The current document is directed to improved methods and improved cloud-infrastructure deployment systems that efficiently allocate and provision virtual networks during cloud-template-directed cloud-infrastructure deployment. The improved cloud-infrastructure deployment systems provide higher-granularity cloud-template specifications of virtual networks as well as the assignment of a priority to each project with respect to which cloud-infrastructure is deployed. The improved methods provide for concurrent cloud-infrastructure deployments, prioritization of concurrent cloud-infrastructure deployments, and reservation of networks based on network-resource specifications of increased granularity prior to allocation and provisioning of network resources.

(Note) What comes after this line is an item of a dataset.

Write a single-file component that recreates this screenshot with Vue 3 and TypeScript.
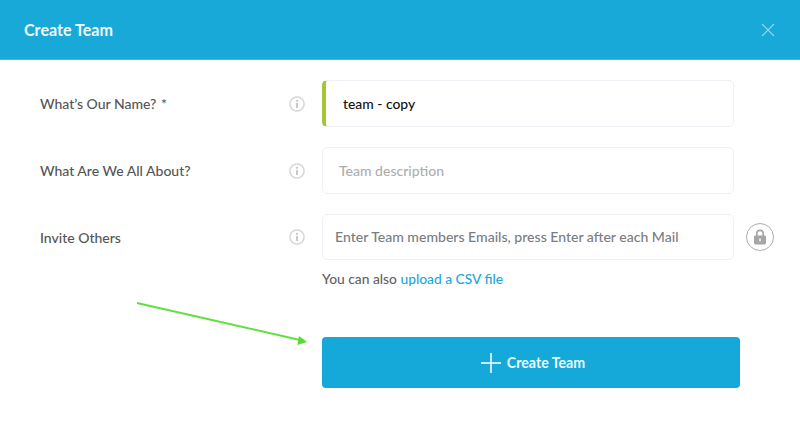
<script setup lang="ts">
interface Row {
  label: string
  required: boolean
  value: string
  kind: 'filled' | 'placeholder' | 'hint'
}
const rows: Row[] = [
  { label: 'What’s Our Name?', required: true, value: 'team - copy', kind: 'filled' },
  { label: 'What Are We All About?', required: false, value: 'Team description', kind: 'placeholder' },
  { label: 'Invite Others', required: false, value: 'Enter Team members Emails, press Enter after each Mail', kind: 'hint' },
]
</script>

<template>
  <div class="modal">
    <header class="head">
      <h1 class="title">Create Team</h1>
      <svg class="close" width="14" height="14" viewBox="0 0 14 14" aria-label="Close">
        <path d="M1 1 13 13M13 1 1 13" stroke="#8fd6ec" stroke-width="1.2" fill="none" />
      </svg>
    </header>
    <main class="body">
      <div v-for="row in rows" :key="row.label" class="row" :class="'row-' + row.kind">
        <span class="label">{{ row.label }}<span v-if="row.required" class="req"> *</span></span>
        <svg class="info" width="16" height="16" viewBox="0 0 16 16">
          <circle cx="8" cy="8" r="7.1" fill="none" stroke="#d6d6d6" stroke-width="1.5" />
          <rect x="7.1" y="7" width="1.8" height="5" fill="#c4c4c4" />
          <circle cx="8" cy="4.8" r="1.1" fill="#c4c4c4" />
        </svg>
        <div class="field" :class="'field-' + row.kind">{{ row.value }}</div>
        <div v-if="row.kind === 'hint'" class="lock">
          <svg width="14" height="16" viewBox="0 0 14 16">
            <path d="M3.8 7V4.6a3.2 3.2 0 0 1 6.4 0V7" fill="none" stroke="#a6a6a6" stroke-width="1.6" />
            <rect x="1" y="6.4" width="12" height="9" rx="1.4" fill="#a6a6a6" />
            <rect x="6" y="9.4" width="2" height="3" fill="#e4e4e4" />
          </svg>
        </div>
      </div>
      <p class="csv">You can also <a class="link">upload a CSV file</a></p>
      <button class="submit" type="button">
        <svg width="20" height="20" viewBox="0 0 20 20">
          <path d="M10 0V20M0 10H20" stroke="#fff" stroke-width="1.5" fill="none" />
        </svg>
        <span>Create Team</span>
      </button>
    </main>
    <svg class="arrow" width="800" height="430" viewBox="0 0 800 430">
      <path d="M137 303 300 340" stroke="#5fe03f" stroke-width="2" fill="none" />
      <path d="M307 342 299 336 297.3 345Z" fill="#54dc34" />
    </svg>
  </div>
</template>

<style>
html, body { margin: 0; background: #fff; }
</style>

<style scoped>
.modal {
  position: relative;
  width: 800px;
  height: 430px;
  overflow: hidden;
  background: #fff;
  font-family: Lato, "Liberation Sans", sans-serif;
  display: flex;
  flex-direction: column;
}
.head {
  height: 60px;
  flex: none;
  box-sizing: border-box;
  padding: 0 25px 0 24px;
  background: #18a9d8;
  display: flex;
  align-items: center;
  justify-content: space-between;
  border-bottom: 1px solid #3dbbe3;
}
.title {
  margin: 0;
  font-size: 16.1px;
  font-weight: 700;
  color: #eef9fd;
}
.body {
  flex: 1;
  padding: 20px 0 0 40px;
  display: flex;
  flex-direction: column;
}
.row {
  display: grid;
  grid-template-columns: 249px 33px 412px 40px;
  align-items: center;
  margin-bottom: 20px;
}
.row-hint { margin-bottom: 0; }
.label {
  font-size: 14px;
  font-weight: 500;
  color: #555;
}
.req { margin-left: 1px; }
.field {
  box-sizing: border-box;
  height: 47px;
  line-height: 45px;
  border: 1px solid #edf1f6;
  border-radius: 5px;
  padding-left: 16px;
  font-size: 14px;
  font-weight: 500;
  color: #aeaeae;
  background: #fff;
}
.field-filled {
  border-left: 4px solid #a3c736;
  padding-left: 17px;
  font-size: 13.9px;
  color: #111;
}
.field-hint {
  height: 46px;
  line-height: 44px;
  padding-left: 12px;
  font-size: 14.05px;
  color: #787d82;
}
.lock {
  box-sizing: border-box;
  width: 28px;
  height: 28px;
  margin-left: 12px;
  border: 1px solid #adadad;
  border-radius: 50%;
  display: flex;
  align-items: center;
  justify-content: center;
}
.csv {
  margin: 10px 0 0 282px;
  font-size: 13.8px;
  font-weight: 500;
  line-height: 18px;
  color: #5f6367;
}
.link { color: #1ba8d8; }
.submit {
  box-sizing: border-box;
  width: 418px;
  height: 51px;
  margin: 49px 0 0 282px;
  padding: 0 0 0 4px;
  border: 0;
  border-radius: 4px;
  background: #14a9d8;
  color: #eef9fd;
  font-family: inherit;
  font-size: 14.2px;
  font-weight: 700;
  display: flex;
  align-items: center;
  justify-content: center;
  gap: 6px;
}
.arrow {
  position: absolute;
  inset: 0;
  pointer-events: none;
}
</style>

BRIEF DESCRIPTION OF THE DRAWINGS

FIG. 1 provides a general architectural diagram for various types of computers.

FIG. 2 illustrates an Internet-connected distributed computing system.

FIG. 3 illustrates cloud computing.

FIG. 4 illustrates generalized hardware and software components of a general-purpose computer system, such as a general-purpose computer system having an architecture similar to that shown in FIG. 1.

FIGS. 5A-D illustrate several types of virtual machine and virtual-machine execution environments.

FIG. 6 illustrates an OVF package.

FIG. 7 illustrates virtual data centers provided as an abstraction of underlying physical-data-center hardware components.

FIG. 8 illustrates a wide-area network through which a number of processor-controlled devices communicate.

FIG. 9 illustrates private network addresses.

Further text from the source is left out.